Recently, a judge in the Court of Common Pleas for Philadelphia County, The Honorable Arnold L. New, rejected a defendant’s assertion that public policy claims in Pennsylvania are recognized in only three limited instances. Haun v. Phoenixville Hospital, 2009 Phila. Ct. Com. Pl. LEXIS 243 (Phila. Ct. Com. Pls. November 5, 2009). In Haun, the Court stated: “This characterization, while helpful, is misleading because courts have recognized public policy exceptions that fall outside of these three categories.” In that case, the plaintiff, a hospital executive, alleged that it violated public policy when his employer fired him because he filed a medical malpractice claim against the hospital arising out of the care provided to his infant son. The defendant in Haun filed a Petition for Review, which is still pending with the Pennsylvania Superior Court.

About the Company
U.S. Foodservice is a commercial motor carrier based in Columbia, Maryland, engaged in transporting commercial goods on the highways.
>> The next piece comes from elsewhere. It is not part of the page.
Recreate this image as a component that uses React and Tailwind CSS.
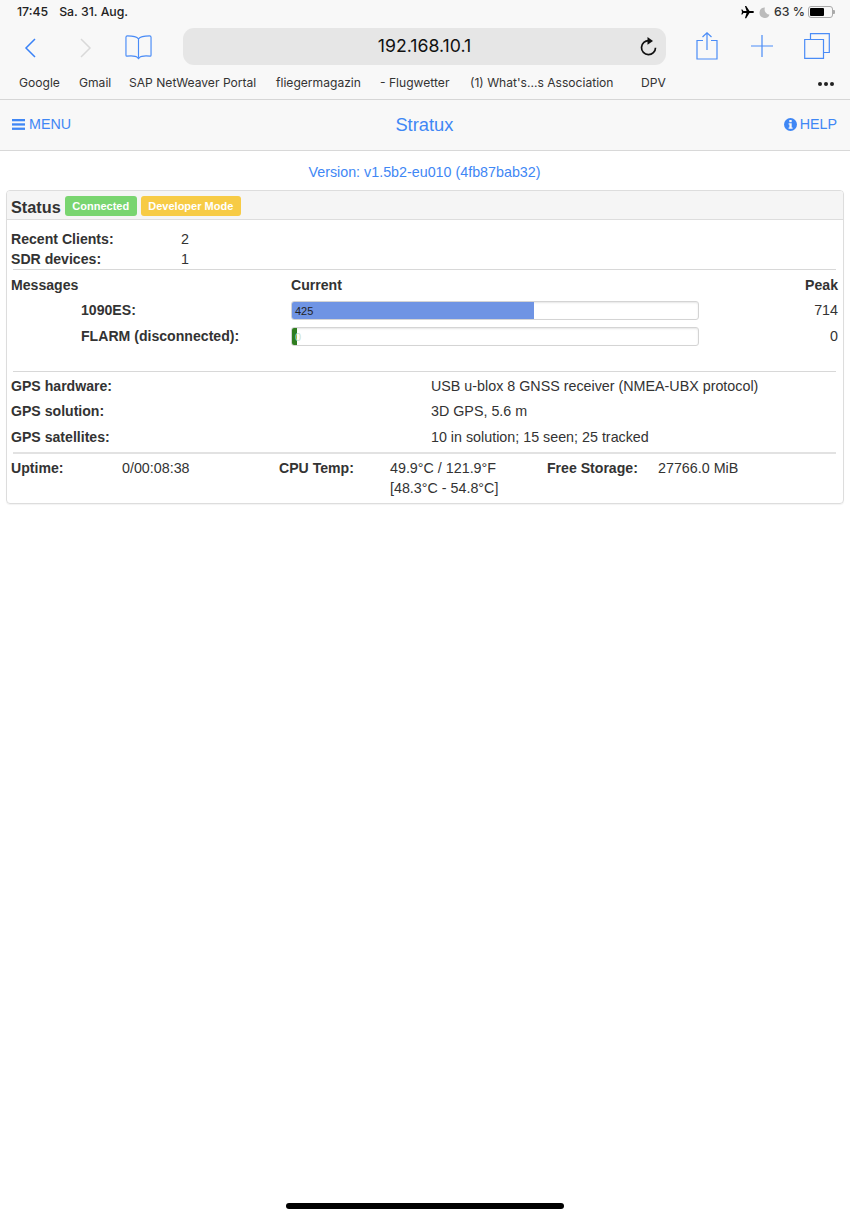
const bookmarks = [
  { label: "Google", w: "w-[39px]", ml: "ml-[19px]" },
  { label: "Gmail", w: "w-[31px]", ml: "ml-[21px]" },
  { label: "SAP NetWeaver Portal", w: "w-[128px]", ml: "ml-[19px]" },
  { label: "fliegermagazin", w: "w-[85px]", ml: "ml-[19px]" },
  { label: "- Flugwetter", w: "w-[71px]", ml: "ml-[19px]" },
  { label: "(1) What's...s Association", w: "w-[144px]", ml: "ml-[19px]" },
  { label: "DPV", w: "w-[24px]", ml: "ml-[27px]" },
];

function Bar({ fill, label, labelClass, width }) {
  return (
    <div className="relative w-[408px] h-[19px] bg-white border border-[#d4d4d4] rounded-[3px] shadow-[inset_0_1px_2px_rgba(0,0,0,0.1)] overflow-hidden">
      <div className={`h-full ${fill}`} style={{ width }} />
      <span className={`absolute left-[3px] top-[1px] text-[11px] leading-[16px] ${labelClass}`}>{label}</span>
    </div>
  );
}

export default function App() {
  return (
    <div className="w-[850px] h-[1217px] bg-white text-[#333] text-[14.3px] leading-[20px] relative overflow-hidden font-['Liberation_Sans',sans-serif]">
      {/* Safari chrome */}
      <div className="h-[100px] bg-[#f8f8f8] border-b border-[#d6d6d6] font-['Inter',sans-serif]">
        <div className="h-[26px] flex items-center pl-[17px] pr-[17px] pb-[2px] text-[12.300px] font-medium text-[#222]">
          <span>17:45</span>
          <span className="ml-[11px]">Sa. 31. Aug.</span>
          <div className="ml-auto flex items-center">
            <svg width="15" height="14" viewBox="0 0 24 24" fill="#000">
              <path d="M23 12c0-1-1-1.700-2.300-1.700h-5.300L9.800 1.500H7.600l2.800 8.800H5L3.200 7.800H1.400L2.600 12 1.400 16.200h1.800L5 13.700h5.400l-2.800 8.800h2.200l5.600-8.800h5.300C22 13.700 23 13 23 12z" />
            </svg>
            <svg className="ml-[4px]" width="11" height="11" viewBox="0 0 12 12" fill="#bbb">
              <path d="M6.500.5A5.700 5.700 0 1 0 11.500 8.500 6 6 0 0 1 6.500.5z" />
            </svg>
            <span className="ml-[4px] text-[#333] w-[30px] whitespace-nowrap">63 %</span>
            <div className="ml-[4px] w-[25px] h-[12px] border border-[#aaa] rounded-[3px] p-[1px] relative">
              <div className="w-[14px] h-full bg-black rounded-[1px]" />
              <div className="absolute -right-[3px] top-[3px] w-[2px] h-[4px] bg-[#aaa] rounded-r-[1px]" />
            </div>
          </div>
        </div>

        <div className="h-[40px] flex items-center relative">
          <svg className="ml-[24px] mt-[4px]" width="14" height="22" viewBox="0 0 14 22" fill="none" stroke="#3a82f7" strokeWidth="1.500">
            <path d="M11 2 2 11l9 9" />
          </svg>
          <svg className="ml-[40px] mt-[4px]" width="14" height="22" viewBox="0 0 14 22" fill="none" stroke="#d9d9d9" strokeWidth="1.500">
            <path d="M3 2l9 9-9 9" />
          </svg>
          <svg className="ml-[33px] mt-[2px]" width="27" height="26" viewBox="0 0 28 26" fill="none" stroke="#4a8cf7" strokeWidth="1.200">
            <path d="M14 4.500C12 2 8 1.500 2.500 1.500c-1 0-1.500.5-1.500 1.500v18.500c0 .7.400 1 1 1C7 22 11 22 13 24l1 1 1-1c2-2 6-2 11-1.500.6 0 1-.3 1-1V3c0-1-.5-1.500-1.500-1.500C20 1.500 16 2 14 4.500zM14 4.500V24" />
          </svg>
          <div className="ml-[31px] w-[483px] h-[37px] rounded-[11px] bg-[#e6e6e6] flex items-center justify-center relative">
            <span className="text-[17.700px] text-[#111]">192.168.10.1</span>
            <svg className="absolute right-[8px] top-[8px]" width="20" height="21" viewBox="0 0 20 21" fill="none" stroke="#111" strokeWidth="1.700">
              <path d="M11 4.700a7 7 0 1 0 6.500 7" />
              <path d="M9.500 1 15 5l-5.500 3.800z" fill="#111" stroke="none" />
            </svg>
          </div>
          <svg className="ml-[30px]" width="22" height="28" viewBox="0 0 22 28" fill="none" stroke="#4a8cf7" strokeWidth="1.200">
            <path d="M7 8.500H1v18.500h20V8.500h-6M11 18V1M6.500 5 11 .8 15.500 5" />
          </svg>
          <svg className="ml-[33px]" width="22" height="22" viewBox="0 0 22 22" fill="none" stroke="#4a8cf7" strokeWidth="1.200">
            <path d="M0 11h22M11 0v22" />
          </svg>
          <svg className="ml-[31px]" width="26" height="26" viewBox="0 0 26 26" fill="none" stroke="#4a8cf7" strokeWidth="1.200">
            <path d="M.7 6.500h18.800v18.800H.7zM6.500 6V.7h18.800v18.800H20" />
          </svg>
        </div>

        <div className="h-[33px] pt-[1px] flex items-center text-[12.100px] text-[#333] relative">
          {bookmarks.map((b) => (
            <span key={b.label} className={`${b.w} ${b.ml} whitespace-nowrap`}>{b.label}</span>
          ))}
          <div className="absolute left-[818px] top-[16px] flex gap-[2px]">
            <i className="block w-[4px] h-[4px] rounded-full bg-[#222]" />
            <i className="block w-[4px] h-[4px] rounded-full bg-[#222]" />
            <i className="block w-[4px] h-[4px] rounded-full bg-[#222]" />
          </div>
        </div>
      </div>

      {/* Navbar */}
      <div className="h-[51px] bg-[#f8f8f8] border-b border-[#d8d8d8] flex items-center justify-between pl-[12px] pr-[13px] text-[#3f87f5]">
        <div className="flex items-center mb-[2px]">
          <svg width="13" height="11" viewBox="0 0 13 11" fill="#3f87f5">
            <rect y="0" width="13" height="2.300" />
            <rect y="4.300" width="13" height="2.300" />
            <rect y="8.600" width="13" height="2.300" />
          </svg>
          <span className="ml-[4px]">MENU</span>
        </div>
        <span className="text-[18.300px] mr-[6px]">Stratux</span>
        <div className="flex items-center mb-[2px]">
          <svg width="13" height="13" viewBox="0 0 13 13">
            <circle cx="6.500" cy="6.500" r="6.500" fill="#3f87f5" />
            <rect x="5.300" y="2" width="2.400" height="2.200" fill="#f8f8f8" />
            <path d="M4.600 5.300h3.100v4.200h.9v1.200H4.600V9.500h.8V6.500h-.8z" fill="#f8f8f8" />
          </svg>
          <span className="ml-[3px]">HELP</span>
        </div>
      </div>

      <div className="h-[39px] pt-[11px] text-center text-[#3f87f5] ml-[-1px]">Version: v1.5b2-eu010 (4fb87bab32)</div>

      {/* Status panel */}
      <div className="mx-[6px] h-[314px] border border-[#ddd] rounded-[4px] shadow-[0_1px_1px_rgba(0,0,0,0.05)]">
        <div className="h-[29px] bg-[#f5f5f5] border-b border-[#ddd] rounded-t-[3px] flex items-center pl-[4px]">
          <span className="text-[16.300px] font-bold mt-[3px]">Status</span>
          <span className="ml-[4px] mt-[2px] h-[20px] w-[72px] rounded-[3px] bg-[#79d570] text-white text-[11px] font-bold flex items-center justify-center">Connected</span>
          <span className="ml-[4px] mt-[2px] h-[20px] w-[100px] rounded-[3px] bg-[#f7cb45] text-white text-[11px] font-bold flex items-center justify-center">Developer Mode</span>
        </div>

        <div className="pt-[9px] px-[4px]">
          <div className="flex h-[20px]">
            <b className="w-[170px] text-[14.100px]">Recent Clients:</b>
            <span>2</span>
          </div>
          <div className="flex h-[20px]">
            <b className="w-[170px] text-[14.100px]">SDR devices:</b>
            <span>1</span>
          </div>
        </div>
        <div className="h-px bg-[#d8d8d8] ml-[6px] mr-[7px]" />

        <div className="pl-[4px] pr-[5px]">
          <div className="flex h-[30px] items-center font-bold text-[14.100px]">
            <span className="w-[280px]">Messages</span>
            <span>Current</span>
            <span className="ml-auto">Peak</span>
          </div>
          <div className="flex h-[20px] items-center">
            <b className="w-[280px] pl-[70px] text-[14.100px]">1090ES:</b>
            <Bar fill="bg-[#6f94e4]" label="425" labelClass="text-[#222]" width="242px" />
            <span className="ml-auto">714</span>
          </div>
          <div className="flex h-[20px] items-center mt-[6px]">
            <b className="w-[280px] pl-[70px] text-[14.100px] whitespace-nowrap">FLARM (disconnected):</b>
            <Bar fill="bg-[#2f7d1f]" label="0" labelClass="text-[#cfe3c8]" width="5px" />
            <span className="ml-auto">0</span>
          </div>
        </div>

        <div className="h-px bg-[#d8d8d8] ml-[6px] mr-[7px] mt-[25px]" />
        <div className="px-[4px] pt-[1px]">
          <div className="flex h-[25.500px] items-center">
            <b className="w-[420px] text-[14.100px]">GPS hardware:</b>
            <span>USB u-blox 8 GNSS receiver (NMEA-UBX protocol)</span>
          </div>
          <div className="flex h-[25.500px] items-center">
            <b className="w-[420px] text-[14.100px]">GPS solution:</b>
            <span>3D GPS, 5.6 m</span>
          </div>
          <div className="flex h-[25.500px] items-center">
            <b className="w-[420px] text-[14.100px]">GPS satellites:</b>
            <span>10 in solution; 15 seen; 25 tracked</span>
          </div>
        </div>
        <div className="h-[2px] bg-[#e2e2e2] ml-[6px] mr-[7px] mt-[2px]" />

        <div className="grid grid-cols-[111px_157px_111px_157px_111px_1fr] px-[4px] pt-[4px]">
          <b className="text-[14.100px]">Uptime:</b>
          <span>0/00:08:38</span>
          <b className="text-[14.100px]">CPU Temp:</b>
          <span>
            49.9°C / 121.9°F
            <br />
            [48.3°C - 54.8°C]
          </span>
          <b className="text-[14.100px]">Free Storage:</b>
          <span>27766.0 MiB</span>
        </div>
      </div>

      {/* Home indicator */}
      <div className="absolute left-[286px] top-[1203px] w-[278px] h-[6px] rounded-full bg-black" />
    </div>
  );
}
The company, according to its website, employs over 27,000 people and has over 70 distribution centers across the country, including the Pittston distribution center, which operates as part of the “North Star Foodservice” division.

Plaintiff’s Counsel
Oliveri is represented by Julie A. Uebler, Esquire and Edward J. Heffernan, Esquire of Rubin, Fortunato & Harbison P.C. Rubin Fortunato has built a nationally-respected employment law practice based in suburban Philadelphia, PA, representing both corporations and individuals in virtually all areas related to employment law.

Defendant’s Counsel
A. Jack Finklea, Esq. of Scopelitis, Garfin, Light, Hanson & Feary of Indianapolis, IN represents U.S. Foodservice in this matter.